Als die besagte dritte Zugabe lief, hatte ich mich schon auf die Treppe am Ausgang des Ranges gesetzt, weil ich mir langsam Sorgen um die nun folgende Straßenbahn/Zugverbindungssituation machte. Dort durfte ich aber nicht sitzen, sagte die nette Ordnungsfrau mit ihrem russischen Akzent und so stand ich noch kurz rum und ging, als „Boys don’t Cry“ (glaube ich) anhub.
Ich hatte das Ziel, eine Straßenbahn früher zu bekommen, als alle anderen und dann halt in Leipzig-Leutzsch auf den Zug zu warten. Die 6 Minuten Umstiegzeit, die mir die DB-App für die planmäßige Verbindung ausspuckte, waren mir eindeutig zu knapp und unsicher. Das Problem an der Sache erkannte ich jedoch erst, als ich an der Straßenbahnhaltestelle eintraf. Die einzige Straßenbahn zum Bahnhof Leutzsch fuhr tatsächlich erst 0:09 Uhr .. vorher gab es keine. Das führte nun dazu, dass ich in der Haltestelle warten musste. Und das führte dazu, dass ein sehr redebedürftiger, irgendwie nicht unssympathischer aber zugleich zugedröhnter Mitzwanziger ständig mit mir das Gespräch suchte. Warum immer ich, wenn auch noch 8 andere Leute an der Haltestelle stehen, denkt man sich da.

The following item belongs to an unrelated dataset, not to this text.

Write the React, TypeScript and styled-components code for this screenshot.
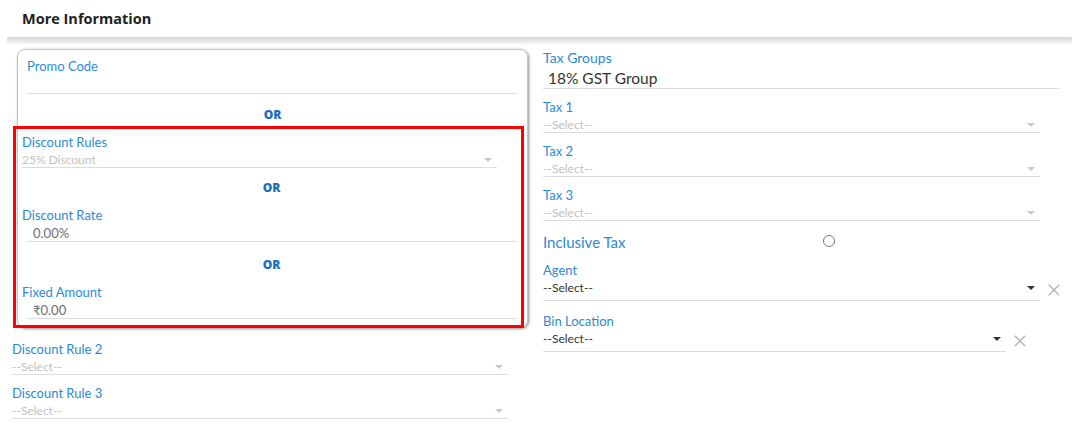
import React from 'react';
import styled, { createGlobalStyle } from 'styled-components';

const GlobalStyle = createGlobalStyle`
  body {
    margin: 0;
    background: #fff;
    font-family: Lato, 'Open Sans', sans-serif;
  }
`;

type Tone = 'empty' | 'muted' | 'dark' | 'grey' | 'big';

interface FieldProps {
  label: string;
  value?: string;
  tone?: Tone;
  arrow?: boolean;
  clear?: boolean;
  lineWidth?: number;
  indent?: number;
  labelSize?: number;
  gap?: number;
}

const Field = ({
  label,
  value = '',
  tone = 'muted',
  arrow,
  clear,
  lineWidth,
  indent = 0,
  labelSize = 13,
  gap = 0,
}: FieldProps) => (
  <FieldWrap $gap={gap}>
    <Label $size={labelSize}>{label}</Label>
    <InputRow>
      <Input $width={lineWidth} $indent={indent} $tone={tone}>
        <span>{value}</span>
        {arrow && <Caret $dark={tone === 'dark'} />}
      </Input>
      {clear && (
        <ClearIcon viewBox="0 0 16 16">
          <path d="M2 2 L14 14 M14 2 L2 14" />
        </ClearIcon>
      )}
    </InputRow>
  </FieldWrap>
);

const App = () => {
  return (
    <>
      <GlobalStyle />
      <Header>More Information</Header>
      <ShadowBar />
      <Columns>
        <LeftColumn>
          <Card>
            <Field label="Promo Code" tone="empty" lineWidth={490} />
            <Or $pad={9}>OR</Or>
            <Highlight>
              <Field label="Discount Rules" value="25% Discount" arrow lineWidth={475} />
              <Or $top={12}>OR</Or>
              <Field label="Discount Rate" value="0.00%" tone="grey" indent={6} lineWidth={490} />
              <Or $top={15}>OR</Or>
              <Field label="Fixed Amount" value="₹0.00" tone="grey" indent={6} lineWidth={490} />
            </Highlight>
          </Card>
          <Below>
            <Field label="Discount Rule 2" value="--Select--" arrow lineWidth={496} />
            <Field label="Discount Rule 3" value="--Select--" arrow lineWidth={496} gap={9} />
          </Below>
        </LeftColumn>
        <RightColumn>
          <Field label="Tax Groups" value="18% GST Group" tone="big" indent={5} lineWidth={516} labelSize={14} />
          <Field label="Tax 1" value="--Select--" arrow lineWidth={497} gap={9} />
          <Field label="Tax 2" value="--Select--" arrow lineWidth={497} gap={9} />
          <Field label="Tax 3" value="--Select--" arrow lineWidth={497} gap={9} />
          <ToggleRow>
            <ToggleLabel>Inclusive Tax</ToggleLabel>
            <Radio />
          </ToggleRow>
          <Field label="Agent" value="--Select--" tone="dark" arrow clear lineWidth={497} />
          <Field label="Bin Location" value="--Select--" tone="dark" arrow clear lineWidth={463} gap={11} />
        </RightColumn>
      </Columns>
    </>
  );
};

const Header = styled.div`
  height: 36px;
  padding-left: 22px;
  display: flex;
  align-items: center;
  font-family: 'Open Sans', sans-serif;
  font-weight: 700;
  font-size: 14.5px;
  color: #222;
`;

const ShadowBar = styled.div`
  height: 7px;
  margin: 1px 8px 0 7px;
  background: linear-gradient(#d6d6d6, #ececec 70%, #f7f7f7);
  border-radius: 2px;
  filter: blur(0.6px);
`;

const Columns = styled.div`
  display: grid;
  grid-template-columns: 517px 1fr;
  column-gap: 14px;
  padding: 5px 0 0 12px;
`;

const LeftColumn = styled.div`
  display: flex;
  flex-direction: column;
`;

const RightColumn = styled.div`
  display: flex;
  flex-direction: column;
`;

const Card = styled.div`
  margin-left: 5px;
  width: 500px;
  border: 1px solid #c4c4c4;
  border-radius: 8px;
  box-shadow: 1px 1px 3px rgba(0, 0, 0, 0.45);
  padding: 7px 0 0 9px;
`;

const Highlight = styled.div`
  margin: -7px 0 -1px -14px;
  width: 499px;
  border: 3px solid #f00;
  padding: 4px 0 6px 6px;
`;

const Below = styled.div`
  margin-top: 12px;
`;

const Or = styled.div<{ $top?: number; $pad?: number }>`
  margin-top: ${(p) => p.$top ?? 13}px;
  margin-bottom: 10px;
  padding-right: ${(p) => p.$pad ?? 0}px;
  text-align: center;
  font-family: 'Open Sans', sans-serif;
  font-weight: 800;
  font-size: 12px;
  line-height: 16px;
  color: #196fc0;
`;

const FieldWrap = styled.div<{ $gap: number }>`
  margin-top: ${(p) => p.$gap}px;
`;

const Label = styled.div<{ $size: number }>`
  font-size: ${(p) => p.$size}px;
  line-height: 18px;
  color: #2b8ad6;
`;

const InputRow = styled.div`
  display: flex;
  align-items: center;
`;

const toneStyles: Record<Tone, string> = {
  empty: 'height: 19px;',
  muted: 'color: #c2c2c2; font-size: 12px; height: 17px;',
  grey: 'color: #6f6f6f; font-size: 13px; height: 18px; margin-left: 5px;',
  dark: 'color: #333; font-size: 12px; height: 22px; align-items: flex-start !important; padding-top: 1px;',
  big: 'color: #333; font-size: 15.5px; height: 22px;',
};

const Input = styled.div<{ $width?: number; $indent: number; $tone: Tone }>`
  width: ${(p) => (p.$width ? `${p.$width}px` : '100%')};
  padding-left: ${(p) => p.$indent}px;
  box-sizing: border-box;
  display: flex;
  align-items: center;
  justify-content: space-between;
  border-bottom: 1px solid #dcdcdc;
  ${(p) => toneStyles[p.$tone]}
`;

const Caret = styled.span<{ $dark: boolean }>`
  width: 0;
  height: 0;
  margin-right: 5px;
  margin-top: ${(p) => (p.$dark ? 6 : 1)}px;
  border-left: 4px solid transparent;
  border-right: 4px solid transparent;
  border-top: 4px solid ${(p) => (p.$dark ? '#333' : '#c8c8c8')};
`;

const ClearIcon = styled.svg`
  width: 14px;
  height: 14px;
  margin-left: 7px;
  fill: none;
  stroke: #b4b4b4;
  stroke-width: 1.6;
`;

const ToggleRow = styled.div`
  display: flex;
  align-items: center;
  height: 22px;
  margin: 10px 0 8px;
`;

const ToggleLabel = styled.div`
  width: 280px;
  font-size: 15px;
  color: #2b8ad6;
`;

const Radio = styled.span`
  width: 10px;
  height: 10px;
  border: 1px solid #777;
  border-radius: 50%;
  margin-top: -2px;
`;

export default App;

In der Folgezeit klärten wir unter anderem, dass ich eine E-Zigarette rauchte und keine Shisha, wir beide auf alles verzichten könnten, nur nicht auf Nikotin, er gratulierte mir, dass ich erfolgreich von der Zigarette weg bin und den Rest sicher auch noch schaffe, bevor es zu folgendem schönen Wortwechsel kam: Er: »Was hast du eigentlich hier gemacht?« Ich: »Ich war in der Arena bei „The Cure“« Er: »Was ist das, „The Cure“?« Ich: »Das ist so eine Band aus den 80ern. Die machen eher so düstere Wave- und Rockmusik.« Er: »Kenne ich nicht.« Ich: »Du kennst nicht „The Cure“?« Er: »Ich bin eigentlich nicht von hier. Ich komme aus Hamburg.« Er reicht mir sein Handy: »Kannst du mal anmachen, dass ich das checke« Ich versuche sein Handy in Gang zu kriegen, während er spontan eine ausladende Runde über die Haltestelle dreht, aber das geht nicht. Der Bildschirm ist eingefroren und rührt sich nicht. Mein Handy will ich nicht rausholen, da ist der Fahrschein drin und der Akku fast leer: »Dein Handy geht nich. Musst du mal morgen in Ruhe gucken« Er: »Ja okay, mache ich. Das nächste Mal musst du einfach sagen, dass ich mein Maul halten soll. Ich labere immer zu viel.« [Die Bahn fährt ein.] Er: »Dir noch einen schönen Abend.« (steigt in seine Bahn). Ich: »Bis zum nächsten Mal..«
Ich nehm dann doch eine Straßenbahn früher, weil auf der irgendetwas von „Leutzsch“ steht und ich mir denke „Kann nicht so falsch sein“. Die bringt mich dann an den Straßenbahnhof Leutzsch, der allerdings über einen Kilometer vom Bahnhof entfernt liegt. Egal, beim Laufen vergeht Zeit. Ich war in der Straßenbahn der Letzte, ich bin auf dem Bahnsteig der letzte. Selbst als meine eigentliche Straßenbahn durch ist, bleibe ich der Letzte auf dem Bahnsteig. Man macht sich immer zu viele Gedanken.
I’m running towards nothing Again and again and again and again…
Robert Smith
Ich setze die Maske auf, der Vorschrift wegen und steige in den leeren Wagon. Der Zug fährt los, ich komme pünktlich in Weißenfels an. Livekonzerte. Muss man sich auch erstmal wieder dran gewöhnen.
P.S. Ein Mitbringsel: P.P.S. Auf dem Rang sitzen ist öde … und zu weit weg. P.P.P.S. Der Ton kommt aber gut rüber, finde ich.